Symphony serves up ‘Forbidden Fruit’

The Greater Newburgh Symphony Orchestra (GNSO) will offer “Forbidden Fruit” to its expanding audience in its first concert of 2018 on Saturday, January 20 at 7:30 p.m. at Aquinas Hall on the Mount Saint Mary College campus in Newburgh. The program, under the direction of Maestro Russell Ger, will feature Mozart’s Don Giovanni Overture, Tchaikovsky’s Romeo & Juliet Fantasy, and Berlioz’s Symphonie Fantastique, three tales of forbidden love.
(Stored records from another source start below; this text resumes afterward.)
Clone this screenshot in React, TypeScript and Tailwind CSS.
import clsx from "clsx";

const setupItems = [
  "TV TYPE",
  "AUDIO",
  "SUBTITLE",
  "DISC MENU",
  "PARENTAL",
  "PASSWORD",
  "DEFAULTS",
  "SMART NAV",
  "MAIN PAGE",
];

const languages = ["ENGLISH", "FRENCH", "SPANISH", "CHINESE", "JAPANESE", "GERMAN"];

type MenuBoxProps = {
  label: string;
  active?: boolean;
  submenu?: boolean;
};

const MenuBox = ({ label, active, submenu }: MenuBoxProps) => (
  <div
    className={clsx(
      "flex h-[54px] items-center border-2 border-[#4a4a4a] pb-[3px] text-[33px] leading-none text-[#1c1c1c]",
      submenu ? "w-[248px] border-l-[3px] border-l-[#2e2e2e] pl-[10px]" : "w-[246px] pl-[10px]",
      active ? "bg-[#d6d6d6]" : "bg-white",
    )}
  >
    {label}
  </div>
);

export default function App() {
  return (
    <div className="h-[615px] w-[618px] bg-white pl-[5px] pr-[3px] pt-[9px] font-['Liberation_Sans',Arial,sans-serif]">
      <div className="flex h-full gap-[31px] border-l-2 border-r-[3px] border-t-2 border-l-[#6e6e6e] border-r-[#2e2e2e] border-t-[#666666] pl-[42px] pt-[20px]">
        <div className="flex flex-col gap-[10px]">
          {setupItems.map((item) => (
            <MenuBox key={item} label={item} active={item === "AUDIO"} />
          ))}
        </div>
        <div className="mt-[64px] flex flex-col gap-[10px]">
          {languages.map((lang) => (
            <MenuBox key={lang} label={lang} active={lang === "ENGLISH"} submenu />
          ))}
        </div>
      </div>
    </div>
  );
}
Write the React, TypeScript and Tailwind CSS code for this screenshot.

Describing the program, Ger said “Don Giovanni explores both the lighthearted and darker implications of the Don’s flippantly irreverent seductions, while Tchaikovsky’s famous soaring love theme portrays the ardent intensity of the young lovers, Romeo and Juliet. New to this audience will be the Frenchman Hector Berlioz’ astonishing Symphonie Fantastique. It tells the story of a lovelorn artist who is plunged into the depths of despair by an unrequited passion. The artist attempts to take a lethal drug dose, but instead experiences a series of vivid hallucinations, which slowly turn into ghoulish nightmares. It is a blazingly fun piece and sure to become an instant favorite with our wonderful greater Newburgh audience.”

In his first year at the helm of the GNSO, Ger became well-known for his informed and witty commentary from the podium at each program. Since September 2016, audiences for the orchestra’s performances virtually doubled and this response even enabled the GNSO to add an extra concert in March 2017. Six performances are also scheduled for the 2017-18 season.

“Forbidden Fruit” will be presented Saturday, January 20 at 7:30 p.m. at Mount Saint Mary College’s Aquinas Hall (arrive at 6:30 p.m. for the concert preview by Gordon Shacklett). Tickets – Balcony $45, Reserved $35, Open $30, Senior Citizen $22 – can be purchased online or at the door. Call 913-7157 or visit newburghsymphony.org. Students are admitted free for open seating. The snow date for the concert is 3 p.m. on Sunday, January 21.

The Greater Newburgh Symphony Orchestra is one of the leading cultural institutions of the Hudson River Valley. It was founded in 1995 by Dr. Woomyung Choe and its first president, George Handler, who was followed as president after 10 years by the late Fred McCurdy. In addition to its regular concerts, the Orchestra annually visits a local high school where its professional musicians — who come from throughout the Valley — play “Side-by-Side” in a formal concert with student musicians.